On October 18, 2013, the Compensation Committee of the Board of Directors (the “Board”) of the Company met and determined that one of the performance goals established in the Company’s Long Term Incentive Programs (“LTIP”) as part of executive compensation and non-employee director compensation had been achieved. The performance goal met was the goal related to the broadening of the Intrexon relationship to include a new area outside of lantibiotics. As a result of the Compensation Committee’s determination, and pursuant to the LTIP, Dr. John Bonfiglio, the Company’s Chief Executive Officer, Michael Sullivan, the Company’s Chief Financial Officer, and Dr. Martin Handfield, the Company’s Vice President of Research and Development, were entitled to awards of 0.50%, 0.18%, and 0.17% respectively of the Company’s common stock outstanding at the time of the Compensation Committee’s determination that such goal had been met. Accordingly, Dr. Bonfiglio, Mr. Sullivan, and Dr. Handfield were awarded 150,843, 54,304 and 51,287 shares of Company common stock under the Company’s 2012 Equity Incentive Plan (the “2012 Plan”), respectively. Also on October 18, 2013 the Board met and determined that a similar performance goal under the previously established Long Term Incentive Program for the compensation of non-employee directors had been met. As a result, the Board approved the award of 33,185 shares of common stock under the Plan, to each of the Company’s directors who were not employed by the Company, including Frederick Telling, Charles Pope, Alan Dunton, Christine Koski and Robert Koski. In addition, the Board determined to amend its non-employee director compensation program. In connection with each annual meeting of shareholders commencing with the 2013 Annual Meeting, each continuing non-employee director will be granted an award of 10,000 fully vested shares of the Company’s common stock under the Company’s 2012 Plan.

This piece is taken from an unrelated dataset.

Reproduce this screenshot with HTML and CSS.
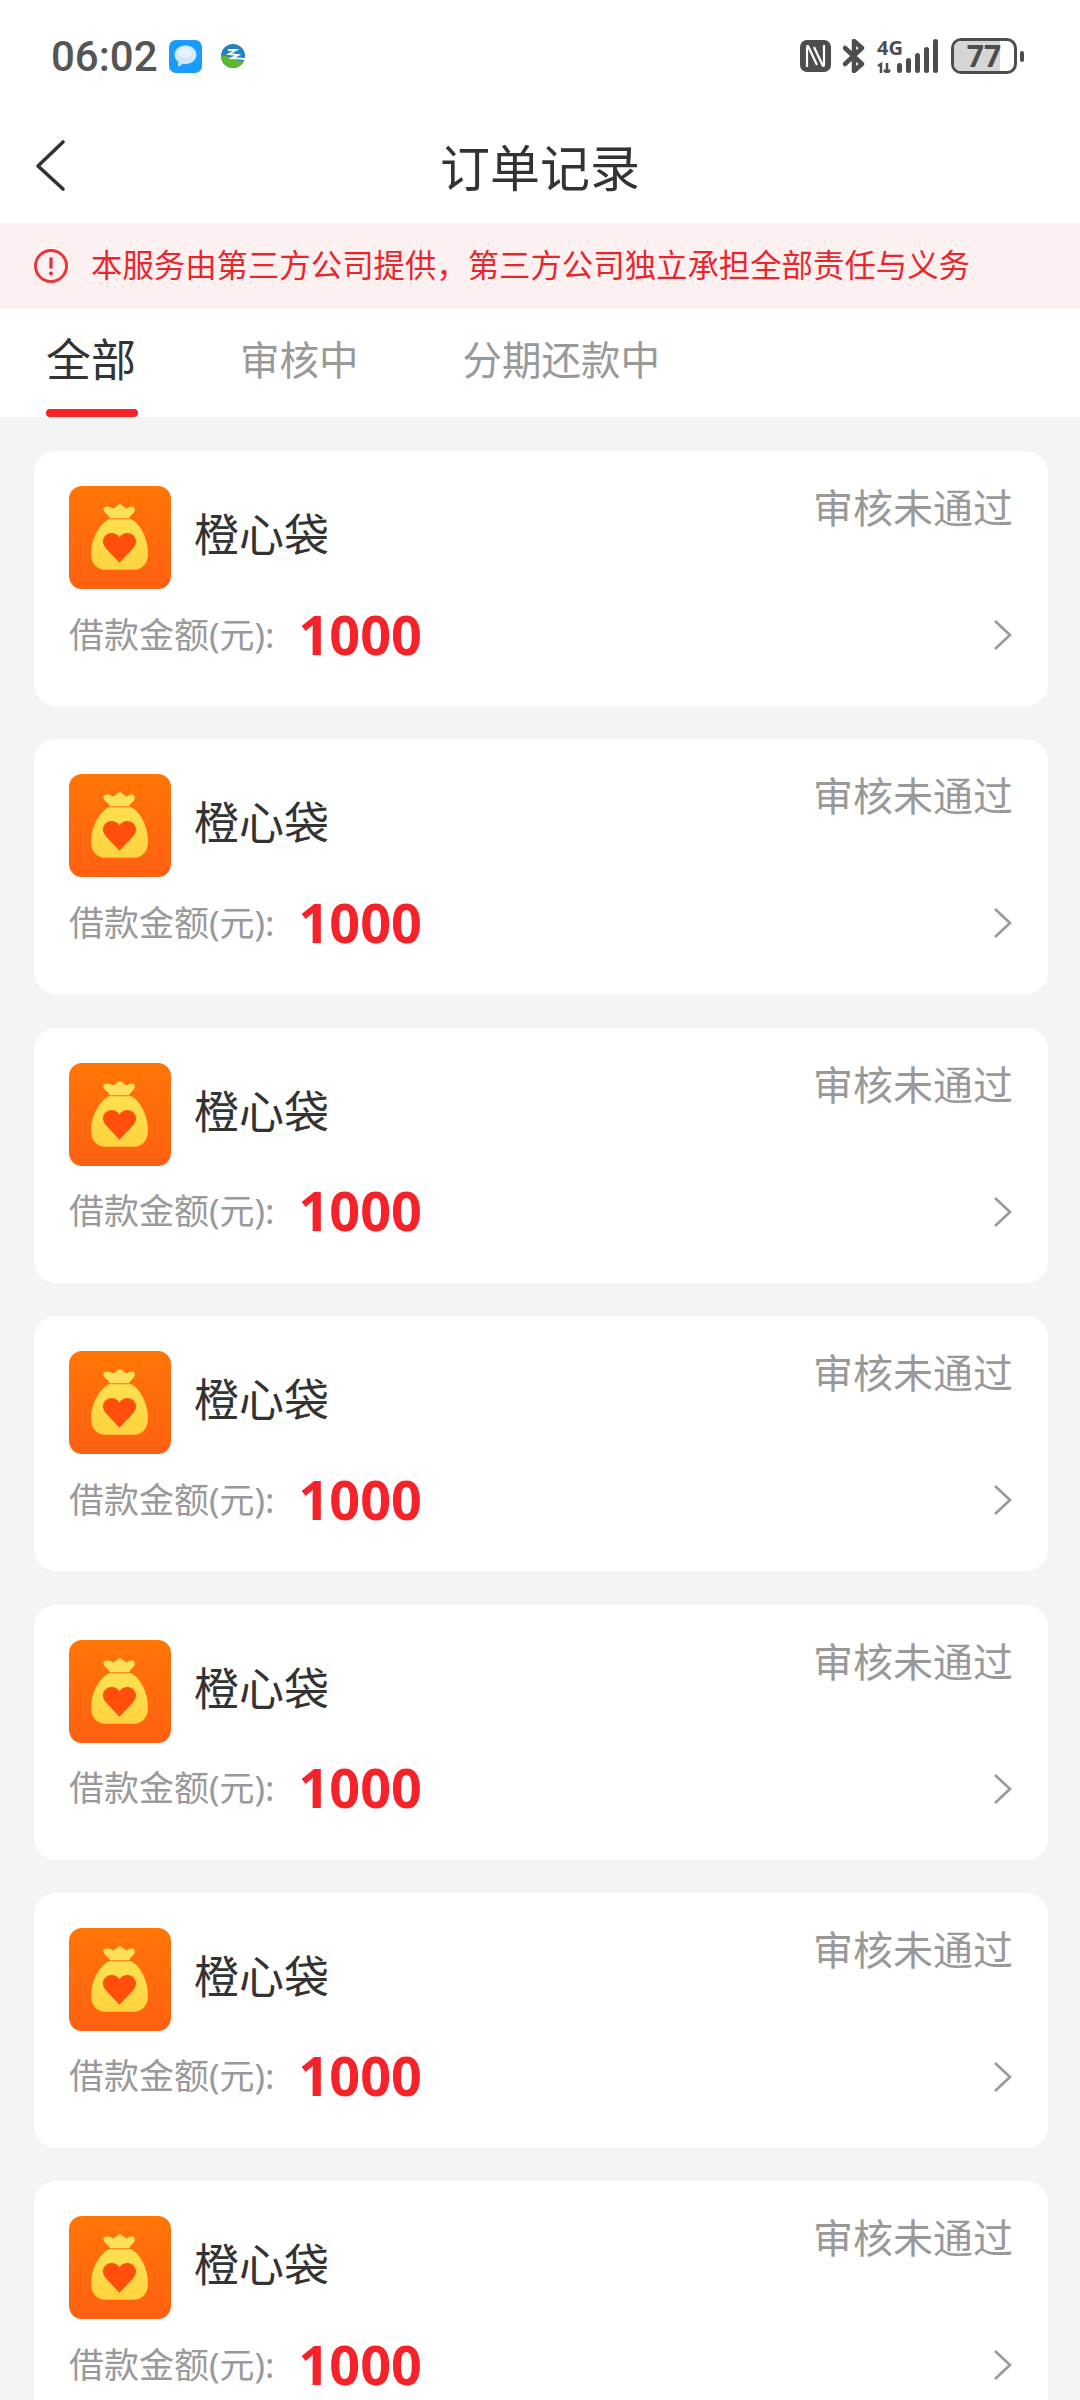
FILE: index.html
```html
<!DOCTYPE html>
<html lang="zh-CN">
<head>
	<meta charset="UTF-8">
	<title>订单记录</title>
	<link rel="stylesheet" href="styles.css">
</head>
<body>
	<svg class="defs" width="0" height="0">
		<defs>
			<linearGradient id="bg-orange" x1="0" y1="0" x2="0" y2="1">
				<stop offset="0" stop-color="#ff7606"/>
				<stop offset="1" stop-color="#ff6012"/>
			</linearGradient>
			<linearGradient id="bg-bag" x1="0" y1="0" x2="0" y2="1">
				<stop offset="0" stop-color="#ffe04f"/>
				<stop offset="1" stop-color="#ffd23e"/>
			</linearGradient>
			<symbol id="bag" viewBox="0 0 102 102" preserveAspectRatio="none">
				<rect width="102" height="102" rx="13" fill="url(#bg-orange)"/>
				<path d="M35 21c4-2 8 1 10 1 2-1 4-4 6-4s4 3 6 4c2 0 5-3 8-1 2 2 0 6-3 8l-2 3H41l-2-3c-3-2-6-6-4-8z" fill="#ffe05c"/>
				<path d="M40 33h22c10 5 17 20 17 34 0 10-6 16-15 16H37c-9 0-15-6-15-16 0-14 8-29 18-34z" fill="url(#bg-bag)"/>
				<path d="M50.500 76 38 63c-3-3-4-6-4-8 0-5 4-8.500 8.500-8.500 3.500 0 6.500 1.500 8 4.500 1.500-3 4.500-4.500 8-4.500 4.500 0 8.500 3.500 8.500 8.500 0 2-1 5-4 8z" fill="#ff4f0a"/>
			</symbol>
		</defs>
	</svg>

	<div class="status-bar">
		<div class="status-left">
			<span class="time">06:02</span>
			<svg class="app-msg" viewBox="0 0 33 33">
				<rect width="33" height="33" rx="7" fill="#1a9cfe"/>
				<path d="M16.500 5.500c6 0 11 4.200 11 9.300s-5 9.200-11 9.200c-.8 0-1.600 0-2.300-.2L9 27l.3-5.200C7 20.200 5.500 17.700 5.500 14.800c0-5.100 5-9.300 11-9.300z" fill="#cfe8fd"/>
				<ellipse cx="16" cy="13" rx="7" ry="5" fill="#e6f3fe"/>
			</svg>
			<svg class="app-globe" viewBox="0 0 24 24">
				<circle cx="12" cy="12" r="12" fill="#1f84c0"/>
				<path d="M0 11c0 7.500 5 13 12 13 5 0 9-3 11-7-6 1-10-2-14-4z" fill="#5cb82e"/>
				<path d="M7 6h8l-7 4 9 1-6 3 13 1" fill="none" stroke="#f2f7f5" stroke-width="2"/>
			</svg>
		</div>
		<div class="status-right">
			<svg class="ic-nfc" viewBox="0 0 31 32">
				<rect x="0" y="0" width="31" height="32" rx="7" fill="#4d4d4d"/>
				<path d="M7 27V7c0-1 .8-1.300 1.300-.4L17 25M24 5v20c0 1-.8 1.300-1.300.4L14 7" fill="none" stroke="#fff" stroke-width="2.200"/>
			</svg>
			<svg class="ic-bt" viewBox="0 0 22 34">
				<path d="M2 9l17 16-8 7V2l8 7L2 25" fill="none" stroke="#4d4d4d" stroke-width="4.500" stroke-linejoin="round" stroke-linecap="round"/>
			</svg>
			<div class="signal">
				<span class="net-text">4G</span>
				<svg class="ic-signal" viewBox="0 0 62 34">
					<path d="M1 27l3-2v9M10 24v10M10 34l-3-3M10 34l3-3" fill="none" stroke="#4d4d4d" stroke-width="2.500"/>
					<rect x="20" y="24" width="5" height="10" rx="2.500" fill="#4d4d4d"/>
					<rect x="29" y="19" width="5" height="15" rx="2.500" fill="#4d4d4d"/>
					<rect x="38" y="14" width="5" height="20" rx="2.500" fill="#4d4d4d"/>
					<rect x="47" y="8" width="5" height="26" rx="2.500" fill="#4d4d4d"/>
					<rect x="56" y="0" width="5" height="34" rx="2.500" fill="#4d4d4d"/>
				</svg>
			</div>
			<div class="battery">
				<div class="battery-body">
					<div class="battery-fill"></div>
					<span class="battery-num">77</span>
				</div>
				<div class="battery-nub"></div>
			</div>
		</div>
	</div>

	<div class="nav-bar">
		<svg class="nav-back" viewBox="0 0 32 54">
			<path d="M28 3 3 27l25 23" fill="none" stroke="#333" stroke-width="3.600" stroke-linecap="round" stroke-linejoin="round"/>
		</svg>
		<div class="nav-title">订单记录</div>
	</div>

	<div class="notice">
		<svg class="notice-icon" viewBox="0 0 36 36">
			<circle cx="18" cy="18" r="15.500" fill="none" stroke="#e8383d" stroke-width="3"/>
			<rect x="16.300" y="9" width="3.400" height="12" rx="1.700" fill="#e8383d"/>
			<circle cx="18" cy="25.500" r="2" fill="#e8383d"/>
		</svg>
		<span class="notice-text">本服务由第三方公司提供，第三方公司独立承担全部责任与义务</span>
	</div>

	<div class="tabs">
		<div class="tab tab-active">全部</div>
		<div class="tab">审核中</div>
		<div class="tab">分期还款中</div>
	</div>

	<div class="list">
		<div class="card">
			<div class="card-top">
				<svg class="card-logo"><use href="#bag"/></svg>
				<span class="card-name">橙心袋</span>
				<span class="card-status">审核未通过</span>
			</div>
			<div class="card-bottom">
				<span class="amount-label">借款金额(元):</span>
				<span class="amount">1000</span>
				<svg class="card-arrow" viewBox="0 0 20 32"><path d="M2 2l15 14L2 30" fill="none" stroke="#999" stroke-width="2.600"/></svg>
			</div>
		</div>
		<div class="card">
			<div class="card-top">
				<svg class="card-logo"><use href="#bag"/></svg>
				<span class="card-name">橙心袋</span>
				<span class="card-status">审核未通过</span>
			</div>
			<div class="card-bottom">
				<span class="amount-label">借款金额(元):</span>
				<span class="amount">1000</span>
				<svg class="card-arrow" viewBox="0 0 20 32"><path d="M2 2l15 14L2 30" fill="none" stroke="#999" stroke-width="2.600"/></svg>
			</div>
		</div>
		<div class="card">
			<div class="card-top">
				<svg class="card-logo"><use href="#bag"/></svg>
				<span class="card-name">橙心袋</span>
				<span class="card-status">审核未通过</span>
			</div>
			<div class="card-bottom">
				<span class="amount-label">借款金额(元):</span>
				<span class="amount">1000</span>
				<svg class="card-arrow" viewBox="0 0 20 32"><path d="M2 2l15 14L2 30" fill="none" stroke="#999" stroke-width="2.600"/></svg>
			</div>
		</div>
		<div class="card">
			<div class="card-top">
				<svg class="card-logo"><use href="#bag"/></svg>
				<span class="card-name">橙心袋</span>
				<span class="card-status">审核未通过</span>
			</div>
			<div class="card-bottom">
				<span class="amount-label">借款金额(元):</span>
				<span class="amount">1000</span>
				<svg class="card-arrow" viewBox="0 0 20 32"><path d="M2 2l15 14L2 30" fill="none" stroke="#999" stroke-width="2.600"/></svg>
			</div>
		</div>
		<div class="card">
			<div class="card-top">
				<svg class="card-logo"><use href="#bag"/></svg>
				<span class="card-name">橙心袋</span>
				<span class="card-status">审核未通过</span>
			</div>
			<div class="card-bottom">
				<span class="amount-label">借款金额(元):</span>
				<span class="amount">1000</span>
				<svg class="card-arrow" viewBox="0 0 20 32"><path d="M2 2l15 14L2 30" fill="none" stroke="#999" stroke-width="2.600"/></svg>
			</div>
		</div>
		<div class="card">
			<div class="card-top">
				<svg class="card-logo"><use href="#bag"/></svg>
				<span class="card-name">橙心袋</span>
				<span class="card-status">审核未通过</span>
			</div>
			<div class="card-bottom">
				<span class="amount-label">借款金额(元):</span>
				<span class="amount">1000</span>
				<svg class="card-arrow" viewBox="0 0 20 32"><path d="M2 2l15 14L2 30" fill="none" stroke="#999" stroke-width="2.600"/></svg>
			</div>
		</div>
		<div class="card">
			<div class="card-top">
				<svg class="card-logo"><use href="#bag"/></svg>
				<span class="card-name">橙心袋</span>
				<span class="card-status">审核未通过</span>
			</div>
			<div class="card-bottom">
				<span class="amount-label">借款金额(元):</span>
				<span class="amount">1000</span>
				<svg class="card-arrow" viewBox="0 0 20 32"><path d="M2 2l15 14L2 30" fill="none" stroke="#999" stroke-width="2.600"/></svg>
			</div>
		</div>
	</div>
</body>
</html>
```

FILE: styles.css
```css
/* reset */
* {
	margin: 0;
	padding: 0;
	box-sizing: border-box;
}
html, body {
	height: 2400px;
	overflow: hidden;
}
body {
	font-family: "Noto Sans", "Noto Sans CJK SC", sans-serif;
	background: #f4f4f4;
	color: #333;
}
.defs {
	display: block;
	height: 0;
}

/* status bar */
.status-bar {
	display: flex;
	align-items: center;
	justify-content: space-between;
	height: 112px;
	padding: 0 56px 0 51px;
	background: white;
}
.status-left, .status-right {
	display: flex;
	align-items: center;
}
.time {
	padding-top: 2px;
	font-family: Roboto, sans-serif;
	font-size: 42px;
	font-weight: 500;
	color: #555;
	line-height: 50px;
}
.app-msg {
	width: 33px;
	height: 33px;
	margin-left: 11px;
}
.app-globe {
	width: 24px;
	height: 24px;
	margin-left: 19px;
}
.ic-nfc {
	width: 31px;
	height: 32px;
}
.ic-bt {
	width: 22px;
	height: 34px;
	margin-left: 12px;
}
.signal {
	position: relative;
	width: 62px;
	height: 34px;
	margin-left: 12px;
}
.ic-signal {
	display: block;
	width: 62px;
	height: 34px;
}
.net-text {
	position: absolute;
	left: 0;
	top: 0;
	font-size: 20px;
	font-weight: 700;
	line-height: 17px;
	color: #4d4d4d;
}
.battery {
	display: flex;
	align-items: center;
	margin-left: 12px;
}
.battery-body {
	position: relative;
	width: 66px;
	height: 36px;
	border: 3px solid #4d4d4d;
	border-radius: 10px;
	text-align: center;
}
.battery-fill {
	position: absolute;
	left: 0;
	top: 0;
	bottom: 0;
	width: 77%;
	border-radius: 7px 0 0 7px;
	background: #d6d6d6;
}
.battery-num {
	position: relative;
	display: block;
	font-size: 30px;
	font-weight: 700;
	line-height: 30px;
	color: #4d4d4d;
}
.battery-nub {
	width: 4px;
	height: 11px;
	margin-left: 3px;
	border-radius: 2px;
	background: #4d4d4d;
}

/* nav */
.nav-bar {
	position: relative;
	height: 111px;
	padding-bottom: 4px;
	background: white;
	display: flex;
	align-items: center;
	justify-content: center;
}
.nav-back {
	position: absolute;
	left: 35px;
	top: 27px;
	width: 32px;
	height: 54px;
}
.nav-title {
	font-size: 50px;
	color: #333;
}

/* notice */
.notice {
	display: flex;
	align-items: center;
	height: 86px;
	padding-left: 33px;
	background: #fdf0f0;
}
.notice-icon {
	width: 36px;
	height: 36px;
	margin-right: 22px;
}
.notice-text {
	padding-bottom: 5px;
	font-size: 31.4px;
	color: #e8272d;
	white-space: nowrap;
}

/* tabs */
.tabs {
	display: flex;
	height: 108px;
	padding-left: 46px;
	gap: 104px;
	background: white;
}
.tab {
	position: relative;
	font-size: 39.500px;
	line-height: 102px;
	color: #999;
}
.tab-active {
	font-size: 45px;
	color: #333;
}
.tab-active::after {
	content: "";
	position: absolute;
	left: 0;
	right: -2px;
	bottom: 0;
	height: 8px;
	border-radius: 4px;
	background: #f5222a;
}

/* list */
.list {
	display: flex;
	flex-direction: column;
	gap: 33.400px;
	padding: 34px 32px 0 34px;
}
.card {
	flex: none;
	height: 255px;
	padding: 35px 35px 0 35px;
	border-radius: 22px;
	background: white;
}
.card-top {
	display: flex;
	height: 103px;
}
.card-logo {
	width: 102px;
	height: 103px;
}
.card-name {
	margin-left: 23px;
	font-size: 45px;
	line-height: 98px;
	color: #333;
}
.card-status {
	margin-left: auto;
	font-size: 40px;
	line-height: 44px;
	color: #999;
}
.card-bottom {
	display: flex;
	align-items: center;
	height: 60px;
	margin-top: 13px;
}
.amount-label {
	font-size: 35px;
	color: #999;
	white-space: nowrap;
}
.amount {
	margin: 3px 0 0 24px;
	font-size: 54px;
	font-weight: 700;
	color: #f5222a;
}
.card-arrow {
	width: 20px;
	height: 32px;
	margin: 6px 0 0 auto;
}
```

The aggregate shares awarded under the 2012 Plan of 422,359 consisted of a total of 165,925 shares to non-employee directors and 256,434 shares to executive officers. Of the aggregate 422,359 shares awarded under the LTIP, (i) 150,843 shares were awarded to Dr. Bonfiglio of which 50,000 shares were retained by the Company for applicable tax withholding obligations, (ii) 54,304 shares were awarded to Mr. Sullivan of which 19,000 shares were retained by the Company for applicable tax withholding obligation, (iii) 51,287 shares were awarded to Dr. Handfield of which 15,287 shares were retained by the Company for applicable tax withholding obligation, and (iv) 33,185 shares were awarded to each of the five non-employee directors.